RU2752447C2 - Vane flow-through axial-radial separator - Google Patents

Abstract

FIELD: heat and power engineering.

SUBSTANCE: invention relates to inertial vane devices that are used in heat and power engineering, it can be used in boiler plants that operate on fuel with abrasive ash. A vane flow-through axial-radial separator placed in the flow of a gas-ash mixture, for example, in front of the economizer of an energy boiler, has a shaft on which hollow vanes with longitudinal and end slits are fixed, a hollow shell with an annular slit surrounding the separator and connected to the ash collection network of the boiler, through channels located on the shaft connected to the cavities in the vanes. Gas flows into this flow-through system from an external source, which is repelled by a jet from the grid of vanes installed at subcritical angles of attack in the annular slit of the separator shell.

EFFECT: separator is characterized by a strong structure, a high degree of separation of abrasive ash from the flowing gas-ash stream, small dimensions and hydraulic resistance in the convective shaft of the boiler.

5 cl, 3 dwg

Description

The invention relates to inertial vane apparatus, which are used in heat power engineering and can be used in boiler plants operating on fuel with abrasive ash.

A known device, see the description of the invention AC 1558440 from 02.11.87, [1] the purpose of which is to reduce hydraulic resistance and energy costs, increase the efficiency of dust collection. The rotor rods are made hollow with holes in the stern with respect to the direction of rotation of the part of the cross-section and in the end part facing the impeller installed on the side adjacent to the fan on the rotor. When the rotor and wheel rotate, dusty gas drawn into the chamber swirls around the rotor. The resulting field of centrifugal forces throws particles away from the axis of rotation, and the cleaned gas passes between the rods, between the blades of the fan wheel and enters the consumer. The rotation of the impeller makes it possible to suck through the holes of the rods the boundary layer of gas with dust particles, which through the end holes enter the impeller blades and are thrown out again into the separation zone.

The dust separator according to the description of the invention to the AC No. 598623 dated 06.21.76 [2] works as follows. Contaminated air enters through a tangential connection in the housing. When moving along the spiral channel, suspended particles under the action of centrifugal force are thrown to the wall of the housing, due to which layer-by-layer air cleaning occurs. In this case, the most clean air will be the air flowing along the louver and bypassing it with a very small angle of attack (the angle between the direction of air movement and the plane of each plate), which leads to an increase in the cleaning efficiency in the apparatus.

To keep the preset speed of the contaminated air constant, a spiral guide is attached around the louvered grill, which is a continuation of the cover and is made with a variable pitch. Up to 85% of clean air is discharged through the louvered grill, and up to 15% of the air is directed through the branch pipe, taking with it the bulk of the separated dust, which then goes to the additional ash separation.
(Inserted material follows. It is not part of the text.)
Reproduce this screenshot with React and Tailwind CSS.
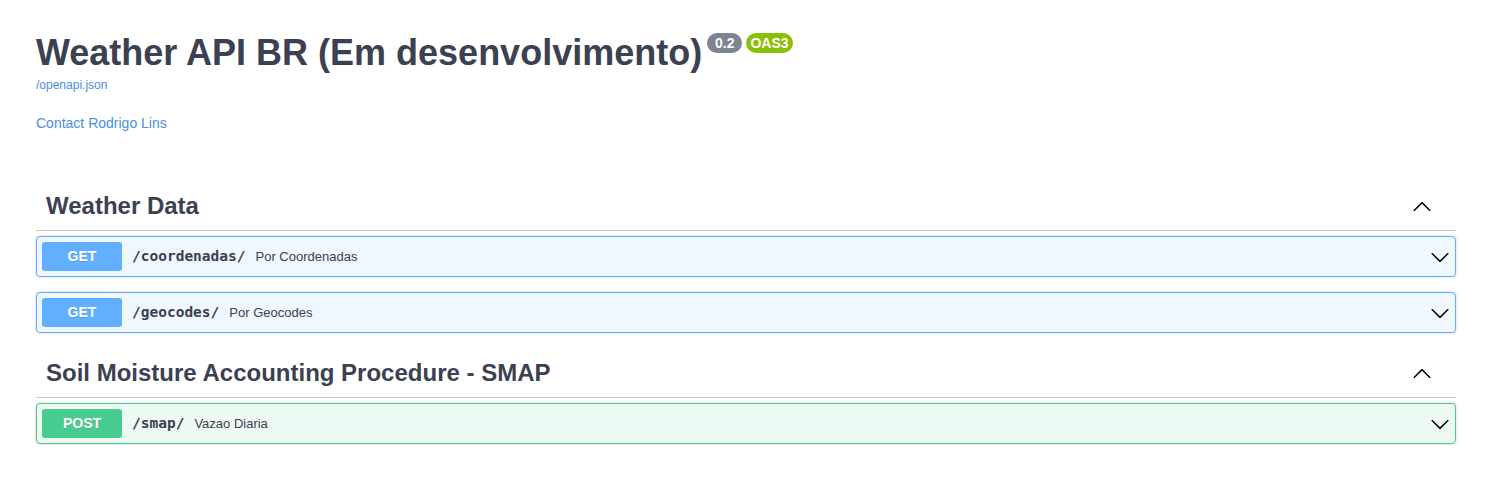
import React from "react";

const ArrowDown = () => (
  <svg width="20" height="20" viewBox="0 0 20 20" className="block" aria-hidden="true">
    <path
      fill="#000"
      d="M17.418 6.109c.272-.268.709-.268.979 0s.271.701 0 .969l-7.908 7.83c-.27.268-.707.268-.979 0l-7.908-7.83c-.27-.268-.27-.701 0-.969.271-.268.709-.268.979 0L10 13.25l7.418-7.141z"
    />
  </svg>
);

const ArrowUp = () => (
  <svg width="20" height="20" viewBox="0 0 20 20" className="block" aria-hidden="true">
    <path
      fill="#000"
      d="M17.418 14.908c.272.268.709.268.979 0s.271-.701 0-.969l-7.908-7.83c-.27-.268-.707-.268-.979 0l-7.908 7.83c-.27.268-.27.701 0 .969.271.268.709.268.979 0L10 7.767l7.418 7.141z"
    />
  </svg>
);

function Tag({ title }) {
  return (
    <div className="flex items-center h-[50px] pl-[10px] pr-[24px] mb-[5px] border-b border-[rgba(59,65,81,0.3)]">
      <h3 className="flex-1 text-[24px] font-bold leading-[30px] text-[#3b4151]">{title}</h3>
      <ArrowUp />
    </div>
  );
}

function Op({ method, path, desc }) {
  const isGet = method === "GET";
  return (
    <div
      className={
        "mb-[15px] rounded-[4px] border shadow-[0_0_3px_rgba(0,0,0,0.19)] " +
        (isGet ? "border-[#61affe] bg-[#eff7ff]" : "border-[#49cc90] bg-[#edfaf4]")
      }
    >
      <div className="flex items-center h-[39px] px-[5px]">
        <span
          className={
            "w-[80px] h-[29px] flex items-center justify-center rounded-[3px] text-white text-[14px] font-bold [text-shadow:0_1px_0_rgba(0,0,0,0.1)] " +
            (isGet ? "bg-[#61affe]" : "bg-[#49cc90]")
          }
        >
          {method}
        </span>
        <span className="px-[10px] font-['DejaVu_Sans_Mono',monospace] font-bold text-[14.5px] text-[#3b4151]">
          {path}
        </span>
        <span className="flex-1 text-[13px] text-[#3b4151]">{desc}</span>
        <ArrowDown />
      </div>
    </div>
  );
}

export default function App() {
  return (
    <div className="min-h-screen bg-white font-['Liberation_Sans',Arial,sans-serif] text-[#3b4151]">
      <div className="pl-[36px] pr-[29px]">
        <div className="pt-[32px]">
          <div className="flex items-start">
            <h2 className="text-[36px] font-bold leading-[41px] text-[#3b4151]">
              Weather API BR (Em desenvolvimento)
            </h2>
            <span className="ml-[5px] mt-[1px] rounded-full bg-[#7d8492] px-[4px] h-[20px] flex items-center whitespace-pre text-[14px] font-bold text-white">
              {" 0.2 "}
            </span>
            <span className="ml-[4px] mt-[1px] rounded-full bg-[#89bf04] px-[4px] h-[20px] flex items-center text-[14px] font-bold text-white">
              OAS3
            </span>
          </div>
          <a className="block mt-[5px] text-[12px] leading-[14px] text-[#4990e2]">/openapi.json</a>
          <a className="block mt-[23px] text-[14px] leading-[16px] text-[#4990e2]">Contact Rodrigo Lins</a>
        </div>
        <div className="mt-[50px]">
          <Tag title="Weather Data" />
          <Op method="GET" path="/coordenadas/" desc="Por Coordenadas" />
          <Op method="GET" path="/geocodes/" desc="Por Geocodes" />
          <Tag title="Soil Moisture Accounting Procedure - SMAP" />
          <Op method="POST" path="/smap/" desc="Vazao Diaria" />
        </div>
      </div>
    </div>
  );
}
Another dust collector according to the invention AC 1210881 from 08.12.82 [3] operates as follows. Dust-laden gas entering the rotor under the action of a vacuum created by a fan wheel, twisted by the rotor. Dust particles are thrown away from the rotor under the action of centrifugal forces, and the cleaned gas is sucked into the rotor and discharged to the consumer through the scroll.

When approaching the rotor, the peripheral gas velocity Ur changes according to a complex law, reaching at the level of the outer surface of the rotor a value equal to the peripheral speed of the latter. At the level of the upper edge of the inlet end of the fan wheel blade, the circumferential speeds of the wheel Uc and the gas flow Ug are practically equal to each other. However, along the radius (at the entrance section), these velocities change according to different laws: the circumferential speed of the wheel - according to the law of rotation of a rigid body, the circumferential velocity of the gas is practically constant, since the swirling energy received from the rotor does not have time to dissipate under the action of friction forces: the gas is constantly sucked out of the rotor at a speed W.
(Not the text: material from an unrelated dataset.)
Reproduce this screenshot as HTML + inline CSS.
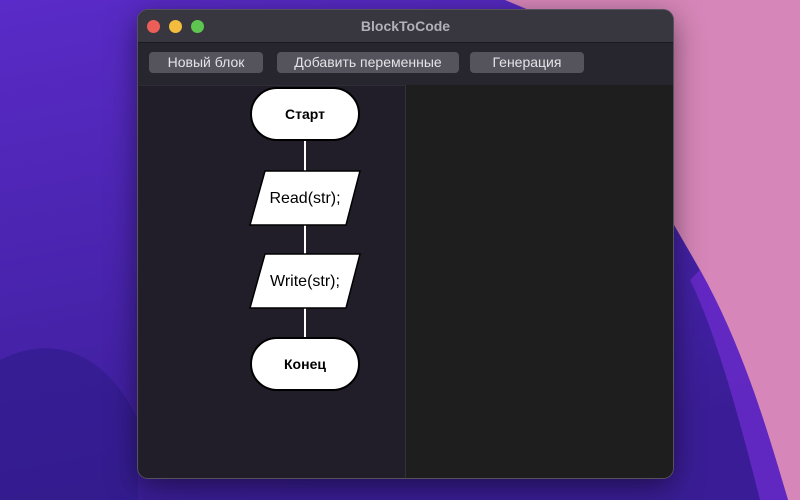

As a result, there is a difference between the circumferential speeds of the gas wheel Ug - Uk = U, which increases as it approaches the shaft.

The angle of attack of the incident flow with respect to the plane of the fan blades, which is practically zero at the upper edge, increases with increasing U, which leads to the appearance of separation zones in the interscapular space of the wheel. The efficiency of the dust collector is drastically reduced, the risk of surge increases, the flow of gas and particles is turbulized and the particles are more difficult to separate.

Their common disadvantage is their large dimensions, a significant increase in the hydraulic resistance of the gas-ash mixture flowing through the boiler gas duct and the complexity of the design for installation in the limited dimensions of existing boilers. Such devices can withstand a limited number of loading cycles and low efficiency of the ash protection device under high-temperature operating conditions.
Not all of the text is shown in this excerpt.